8. Summary and Next Steps

RAID reconstruction is a test of discipline. The technical steps are straightforward, but the pressure of an offline array can push even experienced administrators into shortcuts that lead to data loss. The central message of this guide is: protect the original data first. That means imaging disks before any rebuild, verifying the health of every remaining drive, and documenting the configuration so you can recover from mistakes.

The most important next step is to create a written rebuild procedure for your environment. Include imaging, verification, and rollback steps. Test it on a non-production array if possible. Train your team on the procedure, and review it annually. The time spent preparing is trivial compared to the time lost in a failed recovery.

Second, invest in monitoring. Set up SMART alerts, enable patrol reads, and schedule regular consistency checks. A well-maintained array rarely needs emergency reconstruction. When it does, the disks are healthier, and the process goes smoothly.

Third, build a relationship with a professional data recovery service before you need one. Know their process, turnaround time, and cost. If a reconstruction goes wrong, you will not have to research options under pressure. Having a trusted partner can mean the difference between recovery and permanent loss.
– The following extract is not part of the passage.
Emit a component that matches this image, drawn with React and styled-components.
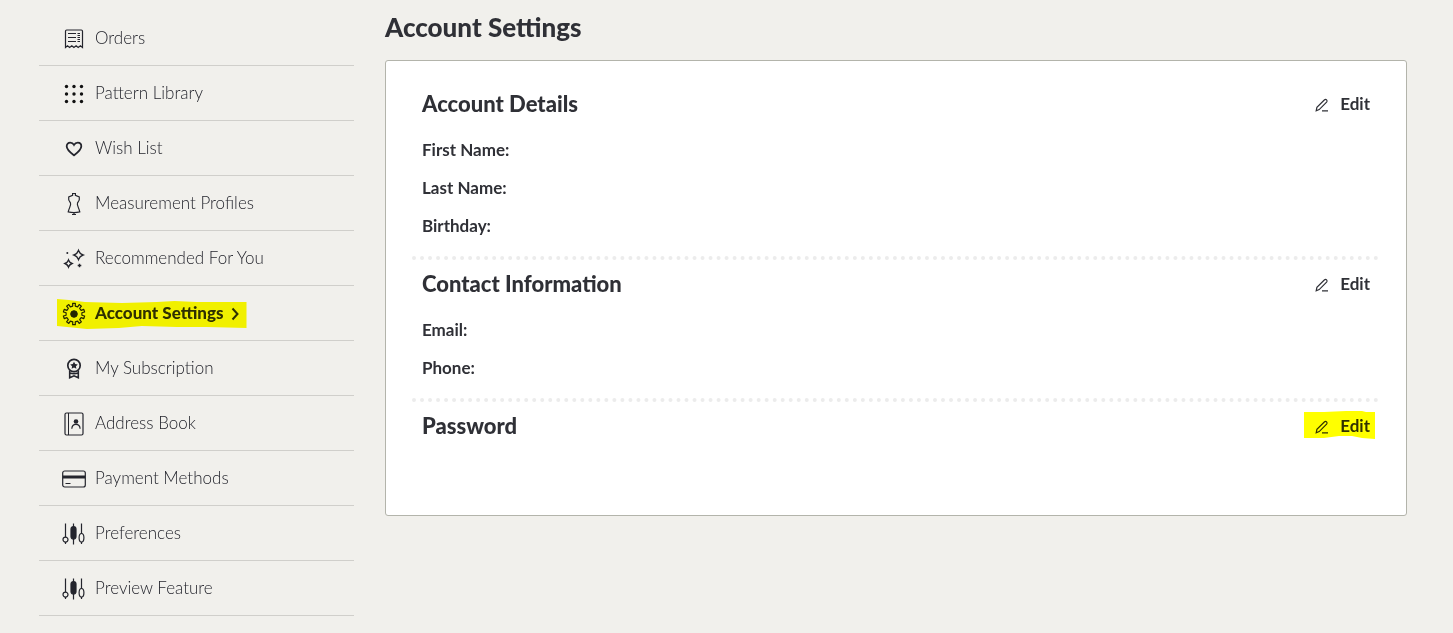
import React from 'react'
import styled, { createGlobalStyle, css } from 'styled-components'

const menu = [
  { label: 'Orders', icon: 'orders' },
  { label: 'Pattern Library', icon: 'grid' },
  { label: 'Wish List', icon: 'heart' },
  { label: 'Measurement Profiles', icon: 'mannequin' },
  { label: 'Recommended For You', icon: 'sparkles' },
  { label: 'Account Settings', icon: 'gear', active: true },
  { label: 'My Subscription', icon: 'award' },
  { label: 'Address Book', icon: 'book' },
  { label: 'Payment Methods', icon: 'card' },
  { label: 'Preferences', icon: 'sliders' },
  { label: 'Preview Feature', icon: 'sliders' },
]

const sections = [
  { title: 'Account Details', fields: ['First Name:', 'Last Name:', 'Birthday:'] },
  { title: 'Contact Information', fields: ['Email:', 'Phone:'] },
  { title: 'Password', fields: [], marked: true },
]

// outline of a cog with flat teeth, centred on 12,12
const gearPath = (teeth, outer, inner) => {
  const step = (Math.PI * 2) / teeth
  const at = (r, a) => `${(12 + r * Math.cos(a)).toFixed(2)} ${(12 + r * Math.sin(a)).toFixed(2)}`
  const points = []
  for (let i = 0; i < teeth; i++) {
    const a = i * step - Math.PI / 2
    points.push(at(inner, a - step * 0.25), at(outer, a - step * 0.2), at(outer, a + step * 0.2), at(inner, a + step * 0.25))
  }
  return `M${points.join('L')}Z`
}

const icons = {
  orders: (
    <>
      <path d="M3.5 20.5V4.200q0-1.200 1.200-1.200h14.600q1.200 0 1.200 1.200v16.300l-2.100-1.700-2.200 1.700-2.100-1.700-2.200 1.700-2.100-1.700-2.200 1.700-2.100-1.700z" strokeWidth="1.200" />
      <path d="M6 6.500h8M6 10.500h8M6 14.500h8M15.500 6.500h2.500M15.500 8.500h2.500M15.500 10.500h2.500M15.500 12.500h2.500M15.500 14.500h2.500" />
    </>
  ),
  grid: (
    <g fill="#111" stroke="none">
      {[4.5, 12, 19.5].map((y) => [4.5, 12, 19.5].map((x) => <circle key={`${x}-${y}`} cx={x} cy={y} r="1.7" />))}
    </g>
  ),
  heart: (
    <path
      strokeWidth="1.8"
      d="M12 18.300C9 16 4.700 12.900 4.700 9.200c0-2.200 1.600-3.600 3.500-3.600 1.600 0 3 .9 3.800 2.300.8-1.400 2.200-2.300 3.800-2.300 1.900 0 3.500 1.400 3.500 3.600 0 3.700-4.300 6.800-7.300 9.100z"
    />
  ),
  mannequin: (
    <path
      strokeWidth="1.200"
      d="M10.600 1.500h2.800v1.800l3.900 1.700c.6 2.200.1 3.800-1.800 6-.9 1.900 1.300 4.500 2.300 8.900-3.600.8-8 .8-11.600 0 1-4.400 3.200-7 2.300-8.900-1.900-2.200-2.400-3.800-1.800-6l3.900-1.700zM12 20.500v2M10 22.500h4"
    />
  ),
  sparkles: (
    <>
      <path
        strokeWidth="1.400"
        d="M16.500 3.500q1.200 3.300 4.500 4.500-3.300 1.200-4.500 4.500-1.200-3.300-4.500-4.500 3.300-1.200 4.500-4.500zM6.500 13q1 2.500 3.500 3.500-2.500 1-3.500 3.500-1-2.500-3.500-3.500 2.500-1 3.500-3.500z"
      />
      <path d="M17.500 16.700v3.600M15.700 18.500h3.600" strokeWidth="1.400" />
      <circle cx="5.300" cy="6" r="1" fill="currentColor" stroke="none" />
    </>
  ),
  gear: (
    <>
      <path d={gearPath(10, 10.8, 8)} strokeLinejoin="round" strokeWidth="1.200" />
      <circle cx="12" cy="12" r="3.300" fill="currentColor" />
    </>
  ),
  award: (
    <>
      <circle cx="12" cy="8.500" r="6.200" strokeWidth="1.700" />
      <path fill="currentColor" stroke="none" d="M12 4.700l1.200 2.400 2.600.3-1.900 1.800.5 2.600-2.400-1.300-2.400 1.300.5-2.600-1.900-1.800 2.600-.3z" />
      <path strokeWidth="1.600" d="M7.700 13.500v7.200l4.300-1.900 4.300 1.900v-7.200M8 16q4 1.200 8 0" />
    </>
  ),
  book: (
    <>
      <rect x="3" y="1" width="18" height="22" rx="1.500" strokeWidth="1.200" />
      <path d="M6.500 1v22" />
      <circle cx="14" cy="9.500" r="2.300" fill="currentColor" stroke="none" />
      <path d="M9.800 16.800c.3-5.800 8-5.800 8.300 0" strokeWidth="1.200" />
    </>
  ),
  card: (
    <>
      <rect x="0.700" y="4" width="22.600" height="16" rx="2" strokeWidth="1.200" />
      <path strokeWidth="3" d="M.7 10h22.600" />
      <path d="M3.500 16.500h5" />
    </>
  ),
  sliders: (
    <g strokeWidth="1.200">
      <path d="M3.500 1.500v13.800M3.500 20v2M11.500 1.500v21M19.500 1.500v10M19.500 20v2" />
      <circle cx="3.500" cy="17.600" r="2.500" />
      <rect x="9" y="4.500" width="5" height="12.500" rx="2.500" fill="currentColor" />
      <ellipse cx="19.500" cy="15.800" rx="2.400" ry="4.300" />
    </g>
  ),
}

const App = () => {
  return (
    <>
      <GlobalStyle />
      <Page>
        <nav aria-label="Account">
          <MenuList>
            {menu.map(({ label, icon, active }) => (
              <MenuItem key={label}>
                <MenuLink href="#" $active={active} aria-current={active ? 'page' : undefined}>
                  <MenuIcon viewBox="0 0 24 24" aria-hidden="true">{icons[icon]}</MenuIcon>
                  {label}
                  {active && (
                    <>
                      <Chevron viewBox="0 0 8 14" aria-hidden="true">
                        <path d="M1.500 1.500l5 5.500-5 5.500" />
                      </Chevron>
                      <MenuMarker viewBox="0 0 190 30" preserveAspectRatio="none" aria-hidden="true">
                        <path d="M0 0L12 1 28 3 65 4 100 3 118 2 140 3 190 3V29L150 28 120 28 85 27 62 29 30 30 0 27z" />
                      </MenuMarker>
                    </>
                  )}
                </MenuLink>
              </MenuItem>
            ))}
          </MenuList>
        </nav>
        <main>
          <Title>Account Settings</Title>
          <Card>
            {sections.map(({ title, fields, marked }) => (
              <Section key={title}>
                <SectionHeader>
                  <SectionTitle>{title}</SectionTitle>
                  <EditButton type="button" aria-label={`Edit ${title}`}>
                    <EditIcon viewBox="0 0 14 14" aria-hidden="true">
                      <path d="M1.200 12.800l.7-3.400L9.300 2q1.300-1 2.300-.1 1 1 0 2.200L4.200 11.600zM7 12.800h6" />
                    </EditIcon>
                    Edit
                    {marked && (
                      <EditMarker viewBox="0 0 71 28" preserveAspectRatio="none" aria-hidden="true">
                        <path d="M0 1L20 1 42 0 58 0 62 1 71 1V28L58 27 48 25 35 25 20 27 0 27z" />
                      </EditMarker>
                    )}
                  </EditButton>
                </SectionHeader>
                {fields.length > 0 && (
                  <dl>
                    {fields.map((field) => (
                      <Field key={field}>
                        <dt>{field}</dt>
                        <dd />
                      </Field>
                    ))}
                  </dl>
                )}
              </Section>
            ))}
          </Card>
        </main>
      </Page>
    </>
  )
}

const GlobalStyle = createGlobalStyle`
  * {
    box-sizing: border-box;
    margin: 0;
    padding: 0;
  }
  body {
    background: #f1f0ec;
    color: #2f3036;
    font-family: Lato, 'Open Sans', sans-serif;
  }
`

const Page = styled.div`
  display: grid;
  grid-template-columns: 315px 1fr;
  gap: 31px;
  padding: 11px 46px 17px 39px;
`

const MenuList = styled.ul`
  list-style: none;
`

const MenuItem = styled.li`
  border-bottom: 1px solid #d0cfcb;
`

const MenuLink = styled.a`
  position: relative;
  display: inline-flex;
  align-items: center;
  height: 54px;
  padding: 0 0 2px 23px;
  color: #24252d;
  font-size: 17px;
  font-weight: 300;
  text-decoration: none;
  ${({ $active }) =>
    $active &&
    css`
      color: #2f3036;
      font-weight: 900;
    `}
`

const MenuIcon = styled.svg`
  width: 24px;
  height: 24px;
  margin: 4px 9px 0 0;
  color: #24252d;
  fill: none;
  stroke: currentColor;
`

const Chevron = styled.svg`
  width: 8px;
  height: 14px;
  margin: 4px 0 0 7px;
  fill: none;
  stroke: currentColor;
  stroke-width: 2;
`

// hand-drawn highlighter strokes laid over the text
const markerStyle = css`
  position: absolute;
  fill: #ffff00;
  mix-blend-mode: multiply;
  pointer-events: none;
`

const MenuMarker = styled.svg`
  ${markerStyle}
  top: 13px;
  left: 18px;
  width: calc(100% - 10px);
  height: 30px;
`

const Title = styled.h1`
  margin-bottom: 17px;
  font-size: 26px;
  font-weight: 900;
  line-height: 32px;
`

const Card = styled.div`
  padding: 19px 27px 67px 26px;
  background: #fff;
  border: 1px solid #b3b4ab;
  border-radius: 3px;
`

const Section = styled.section`
  padding: 0 9px 0 10px;

  dl {
    padding: 4px 0 12px;
  }
  & + & {
    border-top: 4px dotted #ececec;
  }
`

const SectionHeader = styled.div`
  display: flex;
  justify-content: space-between;
  align-items: center;
  height: 46px;
`

const SectionTitle = styled.h2`
  font-size: 22px;
  font-weight: 900;
`

const EditButton = styled.button`
  position: relative;
  display: flex;
  align-items: center;
  gap: 11px;
  background: none;
  border: 0;
  color: inherit;
  font: inherit;
  font-size: 17px;
  font-weight: 700;
  cursor: pointer;
`

const EditIcon = styled.svg`
  width: 14px;
  height: 14px;
  margin-top: 4px;
  fill: none;
  stroke: currentColor;
  stroke-width: 1.200;
`

const EditMarker = styled.svg`
  ${markerStyle}
  top: -4px;
  left: -11px;
  width: 71px;
  height: 28px;
`

const Field = styled.div`
  display: flex;
  align-items: center;
  height: 38px;
  font-size: 17px;
  font-weight: 700;
`

export default App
Finally, accept that no RAID level is a substitute for backups. Parity protects against disk failure, but it does not protect against accidental deletion, ransomware, or natural disasters. Maintain offline or cloud backups of critical data, and test your restore process regularly. When a rebuild fails, the backup is your last line of defense.

We hope this guide helps you approach RAID reconstruction with clearer judgment and fewer surprises. The goal is not just to rebuild the array, but to rebuild it correctly the first time.